A whistleblower is a person who reveals dishonest activities in an organisation. The benefits gained from whistleblowing, from exercising a strong moral compass, might be outweighed by the consequences. People have suffered terribly after being a whistleblower. They have lost their jobs, been sued, and been ostracised. I don’t know why they are not supported. I would have thought we’d be giving them medals.
If you are an Australian and do choose to be a whistleblower, try this website: whistleblowers.org.au
‘It’s not what a lawyer tells me I may do; but what humanity, reason and justice tell me I ought to do.’
Edmund Burke, Second Speech on Conciliation, USA, 1775.
Things we can do in daily life to develop that ‘disobedient’ streak:
1. We can practise the other tips in this book, so when the time does come to be disobedient we are prepared. For example, don’t lie, admit your mistakes, and apologise when necessary.
So, when someone asks us to lie about our age to get a discount, for example, we are ready to refuse to do so.
2. We can get into the habit of questioning experts, and people in authority. That doesn’t mean becoming a troublemaker. It means: get into the habit of asking a question. That’s all. Ask your doctor to clarify a matter. Ask the builder why it’s done that way. It’s all good practice for a time when it is necessary to question the experts, the tradies, the sales person, the solicitor, the financial advisor . . . or any professional who might be more interested in your money than in you.

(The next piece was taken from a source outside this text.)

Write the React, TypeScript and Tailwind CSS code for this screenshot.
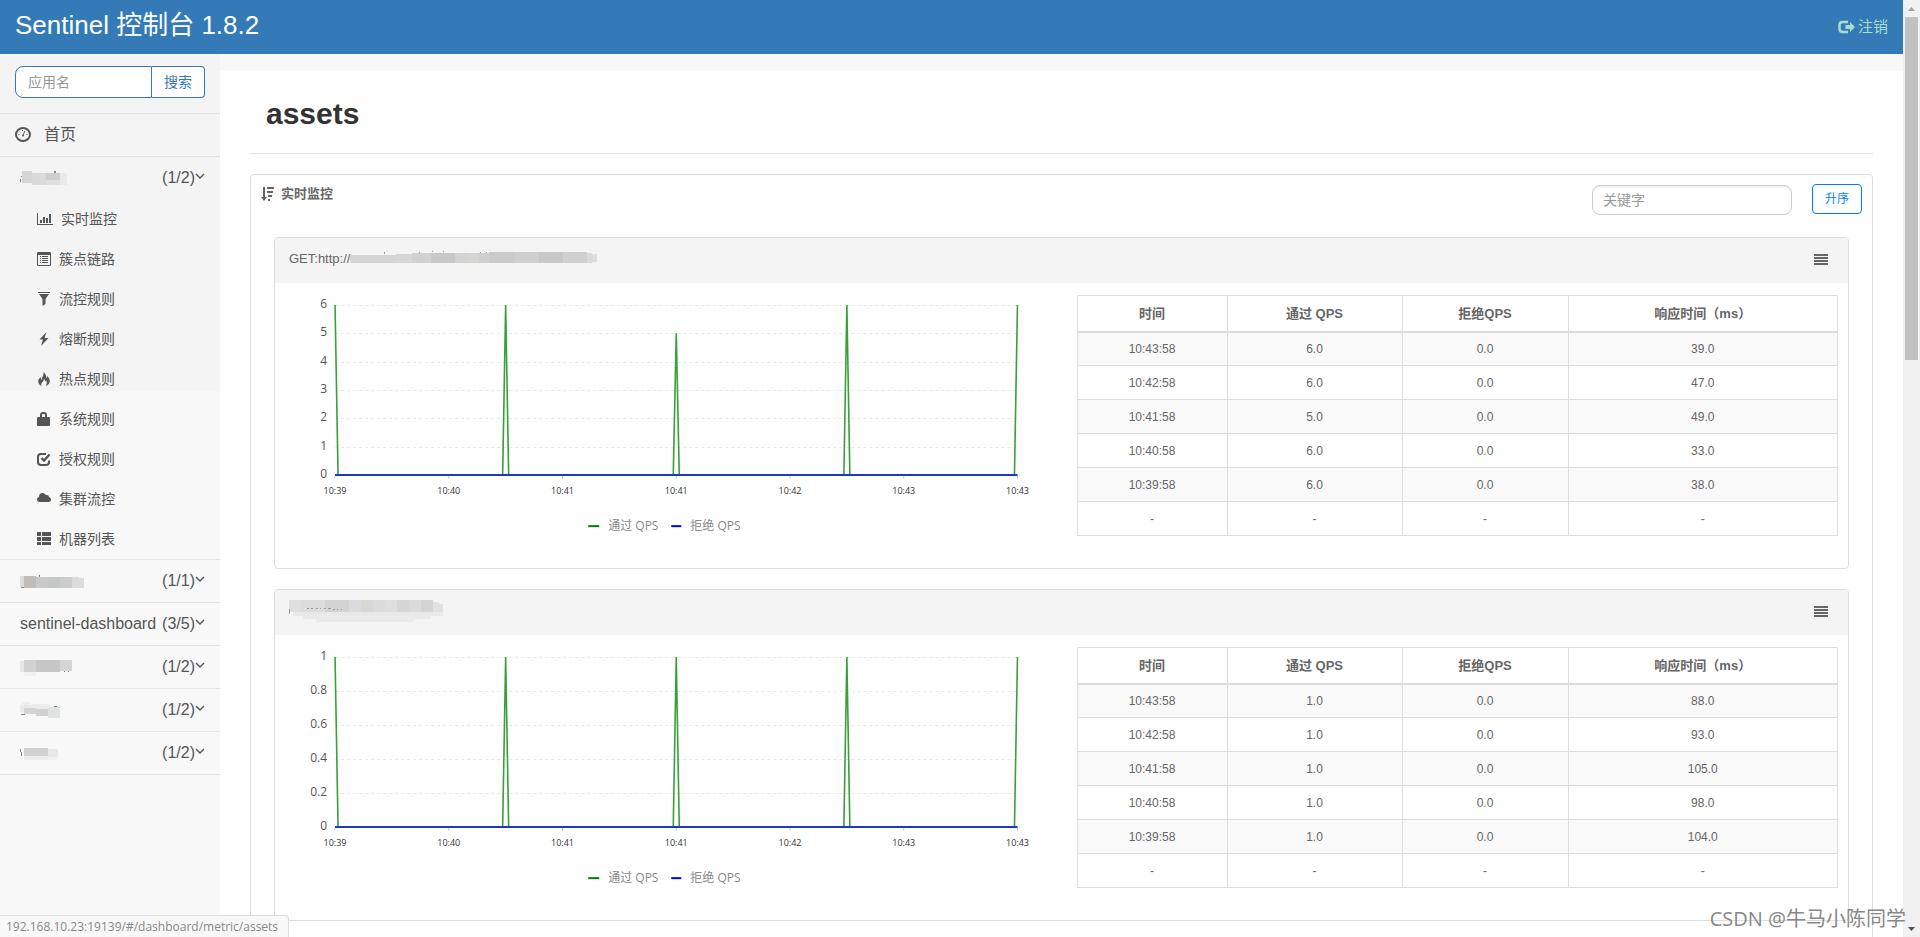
import type { ReactNode } from "react";

type Block = [x: number, y: number, w: number, h: number, fill: string];

type MenuItem = {
  label: string;
  icon: ReactNode;
};

type AppEntry = {
  id: string;
  name?: string;
  count: string;
  blocks?: Block[];
};

type MetricRow = [time: string, pass: string, block: string, rt: string];

type Metric = {
  id: string;
  prefix?: string;
  blocks: Block[];
  blocksWidth: number;
  yLabels: string[];
  peaks: number[];
  rows: MetricRow[];
};

const menuItems: MenuItem[] = [
  {
    label: "实时监控",
    icon: (
      <svg viewBox="0 0 16 14" className="h-[14px] w-4 fill-current">
        <path d="M0 1h1v11h15v1H0zM3 8h2v3H3zM6 5h2v6H6zM9 6h2v5H9zM12 2h2v9h-2z" />
      </svg>
    ),
  },
  {
    label: "簇点链路",
    icon: (
      <svg viewBox="0 0 14 14" className="size-[14px] fill-current">
        <path fillRule="evenodd" d="M1 0h12q1 0 1 1v12q0 1-1 1H1q-1 0-1-1V1q0-1 1-1zM1 3v10h12V3z" />
        <path d="M3 4h1v1H3zM5 4h6v1H5zM3 6h1v1H3zM5 6h6v1H5zM3 8h1v1H3zM5 8h6v1H5zM3 10h1v1H3zM5 10h6v1H5z" />
      </svg>
    ),
  },
  {
    label: "流控规则",
    icon: (
      <svg viewBox="0 0 14 14" className="size-[14px] fill-current">
        <path d="M1 0h12v1H1zM2 2h10L8.500 7v5L5.500 14V7z" />
      </svg>
    ),
  },
  {
    label: "熔断规则",
    icon: (
      <svg viewBox="0 0 14 14" className="size-[14px] fill-current">
        <path d="M9.500 0L2.500 7.500h3.500L4 14l7.500-8H7.500z" />
      </svg>
    ),
  },
  {
    label: "热点规则",
    icon: (
      <svg viewBox="0 0 14 14" className="size-[14px] fill-current">
        <path d="M6.500 0c.4 2-.2 3.300-1 4.700C5 5.600 4.600 6.500 5 8c-.9-.5-1.400-1.500-1.300-3C2 6.500 1 8 1.300 10c.2 1.800 1.300 3.200 3.200 4-.6-1.500-.3-2.700 1-4 .9-.9 1.500-2 1.300-3.500 1 .8 1.400 2 1.200 3.300.7-.4 1-.9 1.200-1.500.9 1.900.9 3.900-.5 5.700 2.500-.8 4.100-2.600 4.100-5 0-2.200-1.200-3.700-2.700-5.300.1 1.200-.1 2-.7 2.700C9.200 4 8.600 1.500 6.500 0z" />
      </svg>
    ),
  },
  {
    label: "系统规则",
    icon: (
      <svg viewBox="0 0 14 14" className="size-[14px] fill-current">
        <path fillRule="evenodd" d="M3 5V3q0-3 3-3h1q3 0 3 3v2h2q1 0 1 1v7q0 1-1 1H1q-1 0-1-1V6q0-1 1-1zM5 5h3V3q0-1-1-1H6Q5 2 5 3z" />
      </svg>
    ),
  },
  {
    label: "授权规则",
    icon: (
      <svg viewBox="0 0 14 14" className="size-[14px]" fill="none" stroke="currentColor" strokeWidth="2">
        <path d="M9 2H4Q1 2 1 5v5q0 3 3 3h5q3 0 3-3V8.500" />
        <path d="M4.500 6L7 8.500 12.500 2.500" strokeWidth="2.400" />
      </svg>
    ),
  },
  {
    label: "集群流控",
    icon: (
      <svg viewBox="0 0 14 14" className="size-[14px] fill-current">
        <path d="M3 10Q0 10 0 7.500 0 5.300 2 5 2 1 5.500 1q2.300 0 3.300 2Q12 2.600 12 5q2 .5 2 2.500Q14 10 11.500 10z" />
      </svg>
    ),
  },
  {
    label: "机器列表",
    icon: (
      <svg viewBox="0 0 14 14" className="size-[14px] fill-current">
        <path d="M0 0h4v4H0zM5 0h9v4H5zM0 5h4v4H0zM5 5h9v4H5zM0 10h4v3H0zM5 10h9v3H5z" />
      </svg>
    ),
  },
];

const currentApp: AppEntry = {
  id: "current",
  count: "(1/2)",
  blocks: [
    [0, 10, 1, 3, "#888"],
    [1, 7, 1, 1, "#888"],
    [2, 2, 10, 12, "#d3d5d6"],
    [12, 4, 14, 12, "#dadada"],
    [26, 4, 14, 7, "#d0cfcd"],
    [26, 11, 14, 5, "#dedede"],
    [34, 2, 2, 2, "#888"],
    [40, 4, 7, 12, "#e9e9e9"],
  ],
};

const otherApps: AppEntry[] = [
  {
    id: "g",
    count: "(1/1)",
    blocks: [
      [0, 4, 4, 11, "#dcdcdc"],
      [1, 15, 5, 1, "#888"],
      [4, 4, 12, 12, "#bfbcba"],
      [16, 5, 12, 11, "#c9cac9"],
      [28, 5, 12, 11, "#c6c8c7"],
      [19, 3, 1, 2, "#777"],
      [40, 5, 12, 11, "#cbccce"],
      [52, 5, 7, 11, "#dcdcdc"],
      [59, 6, 5, 10, "#dcdcdc"],
    ],
  },
  { id: "dashboard", name: "sentinel-dashboard", count: "(3/5)" },
  {
    id: "s",
    count: "(1/2)",
    blocks: [
      [0, 3, 4, 11, "#e6e6e6"],
      [4, 2, 12, 12, "#d0d1d3"],
      [16, 2, 24, 12, "#c6c6c6"],
      [40, 2, 12, 11, "#d5d5d5"],
      [4, 14, 12, 4, "#f1f1f1"],
      [44, 13, 1, 1, "#777"],
      [48, 13, 1, 1, "#777"],
    ],
  },
  {
    id: "c",
    count: "(1/2)",
    blocks: [
      [2, 1, 8, 3, "#eeeeee"],
      [0, 4, 12, 7, "#ebebeb"],
      [12, 3, 18, 5, "#ececec"],
      [4, 7, 12, 6, "#d4d4d4"],
      [16, 8, 12, 7, "#d2d2d2"],
      [1, 13, 4, 1, "#888"],
      [34, 5, 3, 1, "#777"],
      [28, 6, 12, 11, "#dfe2e1"],
    ],
  },
  {
    id: "v",
    count: "(1/2)",
    blocks: [
      [0, 5, 1, 3, "#888"],
      [1, 8, 1, 4, "#888"],
      [4, 4, 24, 8, "#d1d1d1"],
      [4, 12, 24, 4, "#ebebeb"],
      [28, 5, 10, 8, "#e7e8ea"],
      [28, 13, 10, 3, "#f1f1f1"],
    ],
  },
];

const metrics: Metric[] = [
  {
    id: "get",
    prefix: "GET:http://",
    blocksWidth: 250,
    blocks: [
      [0, 8, 46, 8, "#d4d4d4"],
      [34, 5, 1, 2, "#999"],
      [46, 7, 16, 9, "#d6d6d7"],
      [62, 6, 19, 10, "#d0d1d1"],
      [69, 5, 1, 1, "#999"],
      [82, 4, 1, 1, "#999"],
      [93, 4, 1, 1, "#999"],
      [81, 6, 24, 10, "#c9c9ca"],
      [105, 6, 12, 10, "#d2d3d4"],
      [117, 6, 12, 10, "#d7d5d1"],
      [129, 6, 10, 10, "#cfcfd0"],
      [130, 5, 1, 1, "#999"],
      [136, 5, 1, 1, "#999"],
      [139, 5, 26, 11, "#cbcbcc"],
      [165, 5, 24, 11, "#d0cfcf"],
      [189, 5, 24, 11, "#c8c8c9"],
      [213, 5, 24, 11, "#d0d0d0"],
      [237, 6, 5, 10, "#d8d9da"],
      [242, 7, 5, 8, "#dcdcdc"],
    ],
    yLabels: ["6", "5", "4", "3", "2", "1", "0"],
    peaks: [1, 1, 5 / 6, 1, 1],
    rows: [
      ["10:43:58", "6.0", "0.0", "39.0"],
      ["10:42:58", "6.0", "0.0", "47.0"],
      ["10:41:58", "5.0", "0.0", "49.0"],
      ["10:40:58", "6.0", "0.0", "33.0"],
      ["10:39:58", "6.0", "0.0", "38.0"],
      ["-", "-", "-", "-"],
    ],
  },
  {
    id: "path",
    blocksWidth: 160,
    blocks: [
      [0, 1, 12, 12, "#e0dfde"],
      [12, 1, 24, 12, "#dcdcdc"],
      [36, 1, 24, 12, "#d3d3d1"],
      [60, 1, 12, 12, "#dadbde"],
      [72, 1, 12, 12, "#d8d7d5"],
      [84, 1, 12, 12, "#dbdbdb"],
      [96, 1, 12, 12, "#dcdee0"],
      [108, 1, 12, 12, "#d8d6d4"],
      [120, 1, 12, 12, "#dadbdd"],
      [132, 1, 12, 12, "#d4d4d4"],
      [144, 3, 6, 10, "#e0e1e1"],
      [150, 5, 4, 8, "#e0e1e1"],
      [4, 13, 150, 4, "#e9e9e9"],
      [14, 17, 128, 3, "#eaeaea"],
      [27, 20, 97, 3, "#eaeaea"],
      [0, 10, 1, 5, "#999"],
      [18, 9, 2, 1, "#999"],
      [22, 9, 2, 1, "#999"],
      [27, 9, 2, 1, "#999"],
      [31, 9, 1, 1, "#999"],
      [35, 9, 2, 1, "#999"],
      [39, 9, 3, 1, "#999"],
      [44, 10, 2, 1, "#999"],
      [48, 10, 1, 1, "#999"],
      [52, 10, 1, 1, "#999"],
    ],
    yLabels: ["1", "0.8", "0.6", "0.4", "0.2", "0"],
    peaks: [1, 1, 1, 1, 1],
    rows: [
      ["10:43:58", "1.0", "0.0", "88.0"],
      ["10:42:58", "1.0", "0.0", "93.0"],
      ["10:41:58", "1.0", "0.0", "105.0"],
      ["10:40:58", "1.0", "0.0", "98.0"],
      ["10:39:58", "1.0", "0.0", "104.0"],
      ["-", "-", "-", "-"],
    ],
  },
];

const timeLabels = ["10:39", "10:40", "10:41", "10:41", "10:42", "10:43", "10:43"];

function Mosaic({ blocks, width, height }: { blocks: Block[]; width: number; height: number }) {
  return (
    <svg width={width} height={height} viewBox={`0 0 ${width} ${height}`} shapeRendering="crispEdges" aria-hidden="true">
      {blocks.map(([x, y, w, h, fill], i) => (
        <rect key={i} x={x} y={y} width={w} height={h} fill={fill} />
      ))}
    </svg>
  );
}

function AppRow({ app }: { app: AppEntry }) {
  return (
    <a href="#" className="flex h-[43px] items-center border-t border-[#e4e4e4] pl-5 pr-[15px] text-base">
      {app.name ?? <Mosaic blocks={app.blocks ?? []} width={70} height={18} />}
      <span className="ml-auto">{app.count}</span>
      <svg viewBox="0 0 10 10" className="mb-1 size-[10px]" fill="none" stroke="currentColor" strokeWidth="1.400">
        <path d="M1 3l4 4 4-4" />
      </svg>
    </a>
  );
}

function Sidebar() {
  return (
    <aside className="w-[220px] shrink-0 bg-[linear-gradient(#f4f4f4_337px,#f8f8f8_337px)] text-[#555]">
      <form className="flex px-[15px] pt-3 pb-[15px]">
        <input
          type="text"
          aria-label="应用名"
          placeholder="应用名"
          className="h-8 min-w-0 flex-1 rounded-l-lg border border-[#337ab7] bg-white px-3 text-sm outline-none placeholder:text-[#999]"
        />
        <button type="button" className="h-8 w-[53px] rounded-r border border-l-0 border-[#337ab7] bg-white text-sm text-[#337ab7]">
          搜索
        </button>
      </form>
      <nav className="border-b border-[#e4e4e4]">
        <a href="#" className="flex h-[43px] items-center gap-[13px] border-t border-[#e4e4e4] px-[15px] text-base">
          <svg viewBox="0 0 16 16" className="size-4" fill="none" stroke="currentColor">
            <ellipse cx="8" cy="7.500" rx="7" ry="6.500" strokeWidth="2" />
            <path d="M9.800 4L8.200 8" strokeWidth="1" />
            <path d="M3.500 7.500h1M11.500 7.500h1M5 4.500l.8.800M7.500 3v1" strokeWidth="1" />
            <circle cx="8" cy="8.500" r="1" fill="currentColor" stroke="none" />
          </svg>
          首页
        </a>
        <AppRow app={currentApp} />
        <ul>
          {menuItems.map((item) => (
            <li key={item.label}>
              <a href="#" className="flex h-10 items-center gap-2 pl-[37px] text-sm">
                {item.icon}
                {item.label}
              </a>
            </li>
          ))}
        </ul>
        {otherApps.map((app) => (
          <AppRow key={app.id} app={app} />
        ))}
      </nav>
    </aside>
  );
}

// plot area inside the 786x285 drawing
const LEFT = 60;
const RIGHT = 742;
const TOP = 22;
const BASE = 192;

function QpsChart({ yLabels, peaks }: { yLabels: string[]; peaks: number[] }) {
  const stepY = (BASE - TOP) / (yLabels.length - 1);
  const stepX = (RIGHT - LEFT) / (timeLabels.length - 1);
  const peakGap = (RIGHT - LEFT) / (peaks.length - 1);
  const half = 3;

  const points = peaks
    .flatMap((peak, i) => {
      const x = LEFT + i * peakGap;
      const y = BASE - peak * (BASE - TOP);
      return [
        [Math.max(x - half, LEFT), i === 0 ? y : BASE],
        [x, y],
        [Math.min(x + half, RIGHT), i === peaks.length - 1 ? y : BASE],
      ];
    })
    .map((p) => p.join(","))
    .join(" ");

  return (
    <svg viewBox="0 0 786 285" className="w-full font-['Open_Sans','Noto_Sans_CJK_SC',sans-serif]">
      {yLabels.map((label, i) => {
        const y = TOP + i * stepY;
        return (
          <g key={label}>
            {i < yLabels.length - 1 && (
              <line x1={LEFT} x2={RIGHT} y1={Math.round(y) + 0.5} y2={Math.round(y) + 0.5} stroke="#e8e8e8" strokeDasharray="3 3" />
            )}
            <text x={52} y={y + 3} textAnchor="end" fontSize={12} fill="#555">
              {label}
            </text>
          </g>
        );
      })}
      {timeLabels.map((label, i) => {
        const x = LEFT + i * stepX;
        return (
          <g key={i}>
            <line x1={x} x2={x} y1={BASE} y2={BASE + 4} stroke="#ccc" />
            <text x={x} y={211} textAnchor="middle" fontSize={9} fill="#333">
              {label}
            </text>
          </g>
        );
      })}
      <polyline points={points} fill="none" stroke="#38a038" strokeWidth="1.600" strokeLinejoin="bevel" />
      <line x1={LEFT} x2={RIGHT} y1={BASE} y2={BASE} stroke="#1c39c0" strokeWidth="2" />
      <line x1={313} x2={324} y1={243} y2={243} stroke="#008000" strokeWidth="2" />
      <text x={333} y={247} fontSize={12} fill="#888">
        通过 QPS
      </text>
      <line x1={396} x2={406} y1={243} y2={243} stroke="#0000ff" strokeWidth="2" />
      <text x={415} y={247} fontSize={12} fill="#888">
        拒绝 QPS
      </text>
    </svg>
  );
}

function MetricTable({ rows }: { rows: MetricRow[] }) {
  return (
    <table className="w-full table-fixed border-collapse border border-[#ddd] text-center text-xs text-[#666]">
      <thead>
        <tr className="h-9 border-b-2 border-[#ddd] text-[13px]">
          <th className="w-[150px] border-x border-[#ddd]">时间</th>
          <th className="w-[175px] border-x border-[#ddd]">通过 QPS</th>
          <th className="w-[166px] border-x border-[#ddd]">拒绝QPS</th>
          <th className="border-x border-[#ddd]">响应时间（ms）</th>
        </tr>
      </thead>
      <tbody>
        {rows.map((row, i) => (
          <tr key={i} className="h-[34px] border-b border-[#ddd] odd:bg-[#f9f9f9]">
            {row.map((value, j) => (
              <td key={j} className="border-x border-[#ddd]">
                {value}
              </td>
            ))}
          </tr>
        ))}
      </tbody>
    </table>
  );
}

function MetricCard({ metric }: { metric: Metric }) {
  return (
    <section className="overflow-hidden rounded border border-[#ddd]">
      <header className="flex h-[45px] items-start justify-between bg-[#f4f4f4] pr-5 pl-[14px] text-[13px] text-[#666]">
        <div className="flex items-center pt-[9px]">
          {metric.prefix}
          <Mosaic blocks={metric.blocks} width={metric.blocksWidth} height={23} />
        </div>
        <button type="button" aria-label="menu" className="pt-4">
          <svg viewBox="0 0 14 12" className="h-3 w-[14px] fill-current">
            <path d="M0 0h14v2H0zM0 3h14v2H0zM0 6h14v2H0zM0 9h14v2H0z" />
          </svg>
        </button>
      </header>
      <div className="grid grid-cols-2">
        <QpsChart yLabels={metric.yLabels} peaks={metric.peaks} />
        <div className="pt-3 pr-[10px] pl-[15px]">
          <MetricTable rows={metric.rows} />
        </div>
      </div>
    </section>
  );
}

function Content() {
  return (
    <main className="min-w-0 flex-1 border-t-[17px] border-[#f8f8f8] bg-white px-[30px]">
      <h1 className="border-b border-[#e4e4e4] px-4 pt-[23px] pb-[19px] text-[30px] leading-10 font-bold text-[#333]">assets</h1>
      <section className="mt-5 rounded border border-[#ddd]">
        <div className="flex items-start pr-[10px] pl-[10px]">
          <h2 className="flex items-center gap-[6px] pt-[9px] text-[13px] font-bold text-[#666]">
            <svg viewBox="0 0 14 14" className="size-[14px] fill-current">
              <path d="M2 0h2v10h2L3 14 0 10h2zM6 0h7v2H6zM6 4h6v2H6zM7 8h4v2H7zM7 12h2v2H7z" />
            </svg>
            实时监控
          </h2>
          <input
            type="text"
            aria-label="关键字"
            placeholder="关键字"
            className="mt-[10px] ml-auto h-[30px] w-[200px] rounded-lg border border-[#ccc] px-[10px] text-sm shadow-[inset_0_1px_1px_rgba(0,0,0,0.08)] outline-none placeholder:text-[#999]"
          />
          <button type="button" className="mt-[9px] ml-5 h-[30px] w-[50px] rounded border border-[#007bff] text-xs text-[#007bff]">
            升序
          </button>
        </div>
        <div className="flex flex-col gap-5 px-[23px] pt-[22px] pb-5">
          {metrics.map((metric) => (
            <MetricCard key={metric.id} metric={metric} />
          ))}
        </div>
      </section>
    </main>
  );
}

function Scrollbar() {
  return (
    <div className="flex w-[17px] shrink-0 flex-col items-center bg-[#f1f1f1]">
      <svg viewBox="0 0 17 17" className="size-[17px]">
        <path d="M5 11h7L8.500 7z" fill="#a3a3a3" />
      </svg>
      <div className="h-[343px] w-[13px] bg-[#c1c1c1]" />
      <svg viewBox="0 0 17 17" className="mt-auto size-[17px]">
        <path d="M5 7h7L8.500 11z" fill="#505050" />
      </svg>
    </div>
  );
}

export default function App() {
  return (
    <div className="relative flex h-screen overflow-hidden bg-[#f8f8f8] font-['Liberation_Sans','Noto_Sans_CJK_SC',sans-serif]">
      <div className="flex min-w-0 flex-1 flex-col">
        <header className="flex h-[54px] shrink-0 items-center justify-between bg-[#337ab7] px-[15px]">
          <a href="#" className="pb-1 text-[26px] leading-9 text-white">
            Sentinel 控制台 1.8.2
          </a>
          <a href="#" className="flex items-center gap-[3px] text-[15px] text-[#a9ddcb]">
            <svg viewBox="0 0 17 14" className="h-[14px] w-[17px]" fill="none" stroke="currentColor" strokeWidth="2">
              <path d="M10 2H4.500Q1.500 2 1.500 5v4q0 3 3 3H10" strokeWidth="2.500" />
              <path d="M7.500 5H12V2l5 5-5 5V9H7.500z" fill="currentColor" stroke="none" />
            </svg>
            注销
          </a>
        </header>
        <div className="flex min-h-0 flex-1">
          <Sidebar />
          <Content />
        </div>
      </div>
      <Scrollbar />
      <div className="absolute bottom-0 left-0 flex h-[22px] items-center rounded-tr border-t border-r border-[#ddd] bg-[#f8f8f8] pr-[10px] pl-[6px] font-['Open_Sans',sans-serif] text-xs text-[#888]">
        192.168.10.23:19139/#/dashboard/metric/assets
      </div>
      <div className="absolute right-[14px] bottom-1 font-['Open_Sans','Noto_Sans_CJK_SC',sans-serif] text-xl text-[#888]">CSDN @牛马小陈同学</div>
    </div>
  );
}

3. Break the law. There are many examples of the law not getting it right. Instead of mindlessly complying with a bad law, we can consult our moral compass instead.
‘Rules are abstractions for controlling behaviour and eliciting compliance and conformity – challenge them when necessary: ask,
▪ who made the rule?
▪ what purpose does it serve?
▪ who maintains it?
▪ does it make sense in this specific situation?
▪ what happens if you violate it?’
Dr. Philip Zimbardo, Emeritus Professor of psychology at Stanford University, USA.
The last word: One day you will find yourself asked to perform an unethical task. Many people would give in to the pressure. Will you be one of those people?